> [WHAT IS ASKED]:
Exactly as written, retype the listing below, omitting the pictures.

> [GIVEN MATERIAL]:
============================================================

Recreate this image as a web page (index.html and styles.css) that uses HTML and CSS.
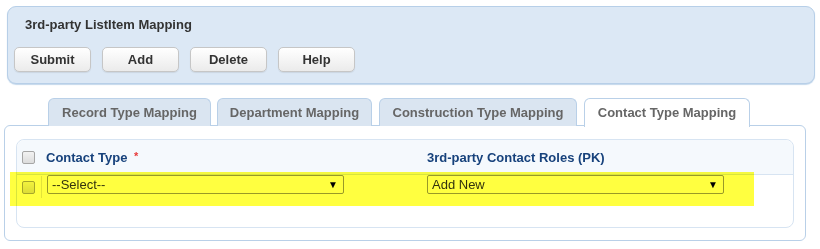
FILE: index.html
```html
<!DOCTYPE html>
<html lang="en">
<head>
  <meta charset="UTF-8" />
  <title>3rd-party ListItem Mapping</title>
  <link rel="stylesheet" href="styles.css">
</head>
<body>
  <div class="page">
    <div class="toolbar">
      <h1>3rd-party ListItem Mapping</h1>
      <div class="buttons">
        <button>Submit</button>
        <button>Add</button>
        <button>Delete</button>
        <button>Help</button>
      </div>
    </div>

    <div class="tabs">
      <div class="tab">Record Type Mapping</div>
      <div class="tab">Department Mapping</div>
      <div class="tab">Construction Type Mapping</div>
      <div class="tab active">Contact Type Mapping</div>
    </div>

    <div class="tab-body">
      <div class="grid">
        <div class="row head">
          <div class="chk"><input type="checkbox" /></div>
          <div class="col first">Contact Type <span class="req">*</span></div>
          <div class="col">3rd-party Contact Roles (PK)</div>
        </div>
        <div class="row item">
          <div class="chk"><input type="checkbox" /></div>
          <div class="col first"><div class="select">--Select--<span class="arrow">▼</span></div></div>
          <div class="col"><div class="select">Add New<span class="arrow">▼</span></div></div>
        </div>
        <div class="highlight"></div>
      </div>
    </div>
  </div>
</body>
</html>
```

FILE: styles.css
```css
* {
  box-sizing: border-box;
}

body {
  margin: 0;
  background: #fff;
  font-family: "Liberation Sans", Arial, sans-serif;
  font-size: 13px;
  color: #333;
}

.page {
  padding: 6px 15px 0 4px;
  width: 820px;
}

.toolbar {
  margin: 0 -10px 0 3px;
  padding: 10px 6px 11px 6px;
  background: #dce8f5;
  border: 1px solid #b7cfe8;
  border-radius: 9px;
  box-shadow: 0 1px 1px #c4d8ec;
}

.toolbar h1 {
  margin: 0 0 15px 11px;
  font-size: 13px;
  line-height: 15px;
  font-weight: bold;
  color: #333;
}

.buttons {
  display: flex;
  gap: 11px;
}

.buttons button {
  width: 77px;
  height: 25px;
  padding: 0;
  font-family: inherit;
  font-size: 13px;
  font-weight: bold;
  color: #333;
  background: linear-gradient(#ffffff, #ebebeb);
  border: 1px solid #c6c6c6;
  border-radius: 5px;
  box-shadow: 0 1px 1px rgba(0,0,0,0.08);
}

.tabs {
  display: flex;
  gap: 7px;
  margin-top: 14px;
  padding-left: 44px;
  position: relative;
  z-index: 1;
}

.tab {
  height: 28px;
  padding-top: 6px;
  text-align: center;
  font-weight: bold;
  color: #666;
  background: #dae5f1;
  border: 1px solid #b9d0e8;
  border-bottom: none;
  border-radius: 6px 6px 0 0;
  white-space: nowrap;
}

.tab.active {
  background: #fff;
  height: 29px;
  margin-bottom: -1px;
}

.tab:nth-child(1) { width: 163px; margin-right: -1px; }
.tab:nth-child(2) { width: 155px; }
.tab:nth-child(3) { width: 198px; }
.tab:nth-child(4) { width: 166px; }

.tab-body {
  margin-top: -1px;
  padding: 13px 11px 12px;
  border: 1px solid #b9d0e8;
  border-radius: 6px;
  width: 802px;
}

.grid {
  position: relative;
  height: 89px;
  border: 1px solid #d7e4f2;
  border-radius: 8px;
}

.row {
  display: flex;
  align-items: center;
}

.row.head {
  height: 35px;
  background: #f5f9fd;
  border-bottom: 1px solid #d7e4f2;
  border-radius: 8px 8px 0 0;
  font-weight: bold;
  color: #17427c;
}

.row.item {
  height: 31px;
  align-items: flex-start;
}

.chk {
  width: 25px;
  flex-shrink: 0;
  align-self: stretch;
  display: flex;
  align-items: center;
  padding-left: 5px;
}

.row.item .chk {
  border-right: 1px solid #e3e3e3;
  height: 22px;
  margin-top: 1px;
}

.chk input {
  appearance: none;
  margin: 0;
  width: 13px;
  height: 13px;
  border: 1px solid #a6a6a6;
  border-radius: 2px;
  background: linear-gradient(#f2f2f2, #dcdcdc);
}

.col {
  flex: 1;
}

.col.first {
  flex: 0 0 385px;
  padding-left: 4px;
}

.row.item .col.first {
  padding-left: 5px;
}

.req {
  color: #e83a3a;
  font-size: 11px;
  vertical-align: 2px;
  margin-left: 3px;
}

.select {
  width: 297px;
  height: 19px;
  padding: 1px 0 0 4px;
  border: 1px solid #999;
  border-radius: 2px;
  background: #fff;
  color: #333;
  line-height: 16px;
  position: relative;
}

.arrow {
  position: absolute;
  right: 5px;
  top: 1px;
  font-size: 10px;
  color: #000;
}

.highlight {
  position: absolute;
  left: -7px;
  top: 32px;
  width: 744px;
  height: 34px;
  background: #ffff40;
  mix-blend-mode: multiply;
}
```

============================================================

> [RESPONSE FOR THIS EXERCISE]:
Recreate this image as a web page (index.html and styles.css) that uses HTML and CSS.
FILE: index.html
```html
<!DOCTYPE html>
<html lang="en">
<head>
  <meta charset="UTF-8" />
  <title>3rd-party ListItem Mapping</title>
  <link rel="stylesheet" href="styles.css">
</head>
<body>
  <div class="page">
    <div class="toolbar">
      <h1>3rd-party ListItem Mapping</h1>
      <div class="buttons">
        <button>Submit</button>
        <button>Add</button>
        <button>Delete</button>
        <button>Help</button>
      </div>
    </div>

    <div class="tabs">
      <div class="tab">Record Type Mapping</div>
      <div class="tab">Department Mapping</div>
      <div class="tab">Construction Type Mapping</div>
      <div class="tab active">Contact Type Mapping</div>
    </div>

    <div class="tab-body">
      <div class="grid">
        <div class="row head">
          <div class="chk"><input type="checkbox" /></div>
          <div class="col first">Contact Type <span class="req">*</span></div>
          <div class="col">3rd-party Contact Roles (PK)</div>
        </div>
        <div class="row item">
          <div class="chk"><input type="checkbox" /></div>
          <div class="col first"><div class="select">--Select--<span class="arrow">▼</span></div></div>
          <div class="col"><div class="select">Add New<span class="arrow">▼</span></div></div>
        </div>
        <div class="highlight"></div>
      </div>
    </div>
  </div>
</body>
</html>
```

FILE: styles.css
```css
* {
  box-sizing: border-box;
}

body {
  margin: 0;
  background: #fff;
  font-family: "Liberation Sans", Arial, sans-serif;
  font-size: 13px;
  color: #333;
}

.page {
  padding: 6px 15px 0 4px;
  width: 820px;
}

.toolbar {
  margin: 0 -10px 0 3px;
  padding: 10px 6px 11px 6px;
  background: #dce8f5;
  border: 1px solid #b7cfe8;
  border-radius: 9px;
  box-shadow: 0 1px 1px #c4d8ec;
}

.toolbar h1 {
  margin: 0 0 15px 11px;
  font-size: 13px;
  line-height: 15px;
  font-weight: bold;
  color: #333;
}

.buttons {
  display: flex;
  gap: 11px;
}

.buttons button {
  width: 77px;
  height: 25px;
  padding: 0;
  font-family: inherit;
  font-size: 13px;
  font-weight: bold;
  color: #333;
  background: linear-gradient(#ffffff, #ebebeb);
  border: 1px solid #c6c6c6;
  border-radius: 5px;
  box-shadow: 0 1px 1px rgba(0,0,0,0.08);
}

.tabs {
  display: flex;
  gap: 7px;
  margin-top: 14px;
  padding-left: 44px;
  position: relative;
  z-index: 1;
}

.tab {
  height: 28px;
  padding-top: 6px;
  text-align: center;
  font-weight: bold;
  color: #666;
  background: #dae5f1;
  border: 1px solid #b9d0e8;
  border-bottom: none;
  border-radius: 6px 6px 0 0;
  white-space: nowrap;
}

.tab.active {
  background: #fff;
  height: 29px;
  margin-bottom: -1px;
}

.tab:nth-child(1) { width: 163px; margin-right: -1px; }
.tab:nth-child(2) { width: 155px; }
.tab:nth-child(3) { width: 198px; }
.tab:nth-child(4) { width: 166px; }

.tab-body {
  margin-top: -1px;
  padding: 13px 11px 12px;
  border: 1px solid #b9d0e8;
  border-radius: 6px;
  width: 802px;
}

.grid {
  position: relative;
  height: 89px;
  border: 1px solid #d7e4f2;
  border-radius: 8px;
}

.row {
  display: flex;
  align-items: center;
}

.row.head {
  height: 35px;
  background: #f5f9fd;
  border-bottom: 1px solid #d7e4f2;
  border-radius: 8px 8px 0 0;
  font-weight: bold;
  color: #17427c;
}

.row.item {
  height: 31px;
  align-items: flex-start;
}

.chk {
  width: 25px;
  flex-shrink: 0;
  align-self: stretch;
  display: flex;
  align-items: center;
  padding-left: 5px;
}

.row.item .chk {
  border-right: 1px solid #e3e3e3;
  height: 22px;
  margin-top: 1px;
}

.chk input {
  appearance: none;
  margin: 0;
  width: 13px;
  height: 13px;
  border: 1px solid #a6a6a6;
  border-radius: 2px;
  background: linear-gradient(#f2f2f2, #dcdcdc);
}

.col {
  flex: 1;
}

.col.first {
  flex: 0 0 385px;
  padding-left: 4px;
}

.row.item .col.first {
  padding-left: 5px;
}

.req {
  color: #e83a3a;
  font-size: 11px;
  vertical-align: 2px;
  margin-left: 3px;
}

.select {
  width: 297px;
  height: 19px;
  padding: 1px 0 0 4px;
  border: 1px solid #999;
  border-radius: 2px;
  background: #fff;
  color: #333;
  line-height: 16px;
  position: relative;
}

.arrow {
  position: absolute;
  right: 5px;
  top: 1px;
  font-size: 10px;
  color: #000;
}

.highlight {
  position: absolute;
  left: -7px;
  top: 32px;
  width: 744px;
  height: 34px;
  background: #ffff40;
  mix-blend-mode: multiply;
}
```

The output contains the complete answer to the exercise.